Coughlan notes it is common cause that counselling services and professionals are reporting increased loads.

“Are we just going to add these numbers and the increased rate of youth suicide to our statistics of living in the pandemic? Are we just going to lower our literacy and numeracy expectations even further? Or can we work collectively to fill the gaps and fix the fissures?

“We have to ask ourselves – as corporates, as parents, as the public broadcaster, as provincial departments and as universities – what role can we play to ameliorate the impact of this pandemic on the sums and smiles of all our children? We have long had an unequal playing field for South Africa’s less privileged children. Not only has the gap widened but the nature of the impact of this pandemic has put pressure on all parts of all systems all the time.”

Approaching halfway through our second year of the pandemic, an average 10-year-old, even those who are at school every day, is still is not actually at school pursuing their educational journey in the way we know it needs to be, she says.

“Humans are ingenious – if we want to, we can figure it out.
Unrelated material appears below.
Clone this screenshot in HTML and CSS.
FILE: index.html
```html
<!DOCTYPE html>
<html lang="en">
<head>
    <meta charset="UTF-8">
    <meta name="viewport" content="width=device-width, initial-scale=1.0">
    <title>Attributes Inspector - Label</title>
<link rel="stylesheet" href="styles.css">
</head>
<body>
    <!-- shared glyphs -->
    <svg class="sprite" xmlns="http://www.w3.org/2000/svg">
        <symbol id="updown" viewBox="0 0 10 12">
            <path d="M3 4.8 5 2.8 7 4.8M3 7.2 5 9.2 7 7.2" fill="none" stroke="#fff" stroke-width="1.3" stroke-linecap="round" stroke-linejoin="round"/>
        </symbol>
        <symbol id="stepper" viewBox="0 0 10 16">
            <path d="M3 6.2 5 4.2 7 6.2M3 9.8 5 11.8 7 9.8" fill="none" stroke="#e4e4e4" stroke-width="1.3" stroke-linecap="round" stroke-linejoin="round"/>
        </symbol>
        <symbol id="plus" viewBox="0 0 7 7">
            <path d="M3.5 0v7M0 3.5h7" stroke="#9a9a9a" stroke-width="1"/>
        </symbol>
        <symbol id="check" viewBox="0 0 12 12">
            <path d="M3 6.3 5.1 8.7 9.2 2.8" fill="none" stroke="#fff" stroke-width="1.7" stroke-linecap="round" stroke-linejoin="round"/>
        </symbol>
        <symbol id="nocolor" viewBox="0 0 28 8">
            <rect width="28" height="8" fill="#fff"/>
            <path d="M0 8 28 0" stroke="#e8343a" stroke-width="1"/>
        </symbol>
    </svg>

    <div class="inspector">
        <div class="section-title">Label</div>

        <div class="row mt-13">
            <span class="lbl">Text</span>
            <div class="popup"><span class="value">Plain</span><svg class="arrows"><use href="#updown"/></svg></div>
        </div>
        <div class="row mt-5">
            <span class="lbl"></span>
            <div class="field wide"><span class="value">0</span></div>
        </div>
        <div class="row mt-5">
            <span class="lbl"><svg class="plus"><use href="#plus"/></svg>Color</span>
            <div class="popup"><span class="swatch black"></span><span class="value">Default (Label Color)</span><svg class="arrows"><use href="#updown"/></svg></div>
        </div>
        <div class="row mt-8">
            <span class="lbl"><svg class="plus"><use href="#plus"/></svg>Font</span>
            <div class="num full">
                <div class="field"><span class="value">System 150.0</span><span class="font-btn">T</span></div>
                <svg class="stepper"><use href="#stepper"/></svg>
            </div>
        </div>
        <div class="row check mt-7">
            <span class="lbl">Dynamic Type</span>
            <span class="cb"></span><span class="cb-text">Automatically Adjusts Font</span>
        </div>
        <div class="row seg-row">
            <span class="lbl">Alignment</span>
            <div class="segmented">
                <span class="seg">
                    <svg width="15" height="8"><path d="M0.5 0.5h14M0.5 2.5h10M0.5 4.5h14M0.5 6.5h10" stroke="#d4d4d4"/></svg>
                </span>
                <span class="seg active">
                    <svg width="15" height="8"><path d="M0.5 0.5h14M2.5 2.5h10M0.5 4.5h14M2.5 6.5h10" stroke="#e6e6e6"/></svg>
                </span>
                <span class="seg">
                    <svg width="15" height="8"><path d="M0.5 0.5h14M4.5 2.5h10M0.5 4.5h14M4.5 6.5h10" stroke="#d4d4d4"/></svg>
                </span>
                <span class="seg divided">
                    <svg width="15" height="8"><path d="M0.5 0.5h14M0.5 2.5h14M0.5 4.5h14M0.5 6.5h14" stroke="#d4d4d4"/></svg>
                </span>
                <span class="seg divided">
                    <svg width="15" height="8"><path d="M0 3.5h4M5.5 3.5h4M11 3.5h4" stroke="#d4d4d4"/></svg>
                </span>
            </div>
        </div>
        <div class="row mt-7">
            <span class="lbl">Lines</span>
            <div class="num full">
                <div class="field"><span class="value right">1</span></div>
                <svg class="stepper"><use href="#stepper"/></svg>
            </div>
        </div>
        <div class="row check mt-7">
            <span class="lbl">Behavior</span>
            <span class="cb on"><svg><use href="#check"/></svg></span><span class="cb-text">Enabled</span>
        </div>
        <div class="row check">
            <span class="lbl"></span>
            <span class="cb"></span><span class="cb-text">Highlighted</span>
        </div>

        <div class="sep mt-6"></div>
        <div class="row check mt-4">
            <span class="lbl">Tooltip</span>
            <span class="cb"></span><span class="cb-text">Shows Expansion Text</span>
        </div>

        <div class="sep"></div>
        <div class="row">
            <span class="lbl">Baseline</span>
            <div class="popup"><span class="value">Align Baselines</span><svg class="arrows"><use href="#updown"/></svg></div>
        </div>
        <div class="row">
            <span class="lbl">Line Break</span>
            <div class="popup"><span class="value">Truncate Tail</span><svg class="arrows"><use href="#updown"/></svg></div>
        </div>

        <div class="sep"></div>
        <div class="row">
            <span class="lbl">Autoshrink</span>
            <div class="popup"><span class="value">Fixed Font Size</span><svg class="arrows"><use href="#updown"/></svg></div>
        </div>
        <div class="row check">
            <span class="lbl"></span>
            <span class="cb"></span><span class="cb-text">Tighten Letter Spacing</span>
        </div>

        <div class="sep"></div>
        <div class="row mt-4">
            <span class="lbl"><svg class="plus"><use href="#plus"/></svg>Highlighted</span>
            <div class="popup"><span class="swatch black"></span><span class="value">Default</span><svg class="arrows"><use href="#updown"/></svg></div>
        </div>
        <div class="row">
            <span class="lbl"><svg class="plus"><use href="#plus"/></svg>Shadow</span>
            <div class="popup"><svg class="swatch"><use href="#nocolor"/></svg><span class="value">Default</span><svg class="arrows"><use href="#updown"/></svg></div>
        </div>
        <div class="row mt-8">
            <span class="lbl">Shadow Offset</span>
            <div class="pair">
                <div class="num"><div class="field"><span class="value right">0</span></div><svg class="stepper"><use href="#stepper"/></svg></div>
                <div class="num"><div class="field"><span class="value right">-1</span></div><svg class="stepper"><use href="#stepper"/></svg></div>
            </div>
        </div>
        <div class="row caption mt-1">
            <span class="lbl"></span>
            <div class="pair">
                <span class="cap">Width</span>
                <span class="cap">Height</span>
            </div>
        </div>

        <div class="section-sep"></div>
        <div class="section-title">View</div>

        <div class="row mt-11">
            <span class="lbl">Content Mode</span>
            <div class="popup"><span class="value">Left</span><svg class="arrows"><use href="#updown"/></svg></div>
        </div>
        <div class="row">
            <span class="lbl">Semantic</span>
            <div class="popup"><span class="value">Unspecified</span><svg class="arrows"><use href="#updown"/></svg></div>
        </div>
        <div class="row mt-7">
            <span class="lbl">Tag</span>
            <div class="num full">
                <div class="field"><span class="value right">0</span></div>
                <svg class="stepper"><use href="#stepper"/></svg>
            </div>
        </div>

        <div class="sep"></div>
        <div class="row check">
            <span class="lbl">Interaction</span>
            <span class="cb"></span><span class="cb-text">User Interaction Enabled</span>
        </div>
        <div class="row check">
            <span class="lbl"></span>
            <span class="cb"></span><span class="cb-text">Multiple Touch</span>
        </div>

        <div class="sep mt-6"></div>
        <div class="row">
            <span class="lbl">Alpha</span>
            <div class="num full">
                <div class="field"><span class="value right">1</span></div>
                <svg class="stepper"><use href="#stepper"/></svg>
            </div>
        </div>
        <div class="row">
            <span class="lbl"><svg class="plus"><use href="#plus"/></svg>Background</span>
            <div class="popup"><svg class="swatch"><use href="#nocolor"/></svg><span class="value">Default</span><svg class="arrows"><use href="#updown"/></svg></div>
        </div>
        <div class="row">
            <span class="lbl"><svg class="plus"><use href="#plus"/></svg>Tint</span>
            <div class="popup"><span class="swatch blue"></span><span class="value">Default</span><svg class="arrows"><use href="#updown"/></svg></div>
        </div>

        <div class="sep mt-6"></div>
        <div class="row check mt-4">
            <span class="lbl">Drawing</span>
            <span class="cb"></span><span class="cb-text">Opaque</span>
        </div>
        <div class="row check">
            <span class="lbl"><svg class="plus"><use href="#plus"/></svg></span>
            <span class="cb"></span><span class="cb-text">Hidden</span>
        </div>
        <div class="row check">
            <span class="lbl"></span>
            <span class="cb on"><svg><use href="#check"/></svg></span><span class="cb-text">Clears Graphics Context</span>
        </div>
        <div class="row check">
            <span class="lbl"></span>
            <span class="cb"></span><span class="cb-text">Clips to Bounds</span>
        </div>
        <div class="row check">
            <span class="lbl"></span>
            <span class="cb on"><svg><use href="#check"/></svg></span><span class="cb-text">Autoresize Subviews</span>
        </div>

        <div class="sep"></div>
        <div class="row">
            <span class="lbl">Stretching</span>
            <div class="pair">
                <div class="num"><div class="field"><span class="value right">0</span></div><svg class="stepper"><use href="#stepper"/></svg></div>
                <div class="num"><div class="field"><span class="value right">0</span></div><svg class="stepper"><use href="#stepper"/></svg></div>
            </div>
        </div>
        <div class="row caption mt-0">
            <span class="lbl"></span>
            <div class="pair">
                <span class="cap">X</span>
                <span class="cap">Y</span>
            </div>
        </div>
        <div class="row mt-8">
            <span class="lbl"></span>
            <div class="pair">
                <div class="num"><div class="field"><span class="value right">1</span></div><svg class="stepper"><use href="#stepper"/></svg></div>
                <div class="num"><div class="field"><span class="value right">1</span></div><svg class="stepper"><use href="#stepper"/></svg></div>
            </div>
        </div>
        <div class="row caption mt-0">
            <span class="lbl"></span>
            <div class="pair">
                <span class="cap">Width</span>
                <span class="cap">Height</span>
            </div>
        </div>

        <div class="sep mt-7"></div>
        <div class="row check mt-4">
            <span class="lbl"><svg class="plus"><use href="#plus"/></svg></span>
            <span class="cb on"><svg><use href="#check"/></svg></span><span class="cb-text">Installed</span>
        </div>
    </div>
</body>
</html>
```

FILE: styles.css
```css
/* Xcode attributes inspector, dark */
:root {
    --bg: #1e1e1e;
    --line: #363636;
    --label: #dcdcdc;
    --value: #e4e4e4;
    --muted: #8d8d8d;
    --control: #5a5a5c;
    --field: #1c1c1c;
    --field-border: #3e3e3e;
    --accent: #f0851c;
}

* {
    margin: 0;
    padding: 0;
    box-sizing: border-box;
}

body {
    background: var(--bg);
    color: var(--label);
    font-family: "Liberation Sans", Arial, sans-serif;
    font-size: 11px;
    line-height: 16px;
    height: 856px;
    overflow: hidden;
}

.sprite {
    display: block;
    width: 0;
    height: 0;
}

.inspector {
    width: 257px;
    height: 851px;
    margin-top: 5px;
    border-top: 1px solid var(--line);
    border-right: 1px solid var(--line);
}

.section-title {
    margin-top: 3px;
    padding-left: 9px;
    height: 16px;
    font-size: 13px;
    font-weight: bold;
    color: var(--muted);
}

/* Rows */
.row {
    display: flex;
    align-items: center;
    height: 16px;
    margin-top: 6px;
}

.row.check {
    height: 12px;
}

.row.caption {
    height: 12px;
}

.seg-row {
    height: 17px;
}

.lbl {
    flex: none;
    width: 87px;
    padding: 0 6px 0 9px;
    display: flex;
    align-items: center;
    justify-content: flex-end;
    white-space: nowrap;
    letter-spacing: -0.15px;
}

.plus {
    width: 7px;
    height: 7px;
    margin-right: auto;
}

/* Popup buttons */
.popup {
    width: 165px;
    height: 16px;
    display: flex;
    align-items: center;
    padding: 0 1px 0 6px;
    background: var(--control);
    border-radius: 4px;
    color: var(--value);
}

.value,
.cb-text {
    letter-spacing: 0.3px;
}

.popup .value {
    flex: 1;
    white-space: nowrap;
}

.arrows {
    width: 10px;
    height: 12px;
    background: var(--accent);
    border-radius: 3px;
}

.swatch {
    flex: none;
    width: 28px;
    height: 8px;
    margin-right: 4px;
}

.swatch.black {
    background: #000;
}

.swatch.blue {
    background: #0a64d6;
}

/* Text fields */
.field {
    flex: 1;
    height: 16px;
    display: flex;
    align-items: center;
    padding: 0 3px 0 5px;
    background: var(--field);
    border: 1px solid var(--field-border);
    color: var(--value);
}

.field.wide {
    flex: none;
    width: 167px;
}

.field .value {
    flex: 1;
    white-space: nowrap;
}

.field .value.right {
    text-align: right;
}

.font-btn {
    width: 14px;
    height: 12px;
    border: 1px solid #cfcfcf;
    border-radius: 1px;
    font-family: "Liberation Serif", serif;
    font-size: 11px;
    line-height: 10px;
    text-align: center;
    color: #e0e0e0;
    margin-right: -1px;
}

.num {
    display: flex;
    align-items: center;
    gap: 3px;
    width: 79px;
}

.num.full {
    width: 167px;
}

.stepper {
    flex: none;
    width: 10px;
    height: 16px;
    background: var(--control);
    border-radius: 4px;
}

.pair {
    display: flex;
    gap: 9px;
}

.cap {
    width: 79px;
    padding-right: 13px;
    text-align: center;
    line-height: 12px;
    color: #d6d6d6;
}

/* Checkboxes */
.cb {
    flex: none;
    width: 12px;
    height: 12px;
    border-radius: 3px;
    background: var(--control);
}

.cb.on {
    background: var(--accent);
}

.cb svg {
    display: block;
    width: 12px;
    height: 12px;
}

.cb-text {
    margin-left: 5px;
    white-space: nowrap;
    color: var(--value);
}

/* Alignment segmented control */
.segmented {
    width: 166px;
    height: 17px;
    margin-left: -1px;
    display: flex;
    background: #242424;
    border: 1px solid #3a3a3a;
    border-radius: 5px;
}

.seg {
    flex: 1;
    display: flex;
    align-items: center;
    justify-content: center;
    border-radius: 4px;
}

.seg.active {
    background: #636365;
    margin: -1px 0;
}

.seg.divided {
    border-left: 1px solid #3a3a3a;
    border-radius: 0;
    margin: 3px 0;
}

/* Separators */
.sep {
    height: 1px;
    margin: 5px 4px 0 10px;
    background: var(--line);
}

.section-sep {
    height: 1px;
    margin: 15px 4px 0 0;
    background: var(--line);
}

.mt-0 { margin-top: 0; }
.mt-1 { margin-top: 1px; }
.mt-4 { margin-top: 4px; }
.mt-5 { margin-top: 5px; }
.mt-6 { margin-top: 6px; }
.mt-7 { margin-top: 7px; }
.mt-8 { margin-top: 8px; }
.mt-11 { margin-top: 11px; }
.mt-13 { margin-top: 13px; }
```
We need to listen with care and respect to the teachers who truly understand the impact of all of this on sums and smiles and we need to harness and spread the goodwill and excellence and solutions and new ways of thinking and being that they offer. To do this we have to accept that we are not waiting for the pandemic to be over, as if there is a day on which this will end.

“We need to want to be different now, ready for that day, recognising that when that day comes, it will be another day in our collective future which is nothing like the last day any of us lived not knowing what Covid was. And if we do not accept that we must change and not wait for things around us to change, we will be judged accordingly by the state of sums and smiles of the next generation.”